――本作には事件のニュース映像や記録映像がたくさん盛り込まれており、リアリティのある作品に仕上がっていますが、かなりの時間を取材に費やしたと聞きました。
マラス監督:12ヶ月間に渡り、生存者や警察官など40人以上に取材し、撮影が始まった後も疑問がわき上がるたびに彼らに会っていました。それに、テロリストのなかでは唯一の生存者で逮捕された犯人の裁判記録と供述調書も読み、検察官と弁護士にも取材しましたし、犯人がパキスタンのテロ本部から受けていた電話の会話や様々な証拠品も調べました。とにかく、作り手の主観が入らないように事実をあるがままに受け取り、生まれたのがこの映画です。
――だからこそ、犯人であるテロリストの視点も描いたと。
マラス監督:そうです。テロリストの罪は決して正当化していませんが、彼らも人間であり、なぜ彼らがテロに走るのかを探りたかった。テロリストたちはイスラム教徒ですが、この映画はアンチ・過激派であってアンチ・イスラムではありません。本作に登場する若いテロリストは、自分の信念に従い事件に加わりましたが、テロ本部に命令されるがままに殺人を犯していくうちに、自分の解釈していたイスラム理念がゆらぎ始め、動揺します。

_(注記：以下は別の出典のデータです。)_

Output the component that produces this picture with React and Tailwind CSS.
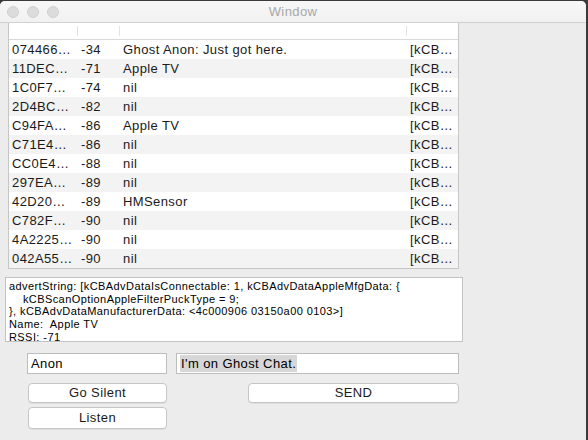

そんなときに、ホテルに滞在していたイスラム教徒の女性が正しいイスラム理念をもって彼に立ち向かいます。武器も持たない彼女の正しいイスラム理念が、彼の曲解したイスラム理念を打ち負かしました。これは本当に起こったことなんです。映画のなかの女性の人物像は色々な実在のモデルを混ぜて作リ上げたキャラクターですが、実際にこの二人の対決はあったんです(詳しくは映画を参照)。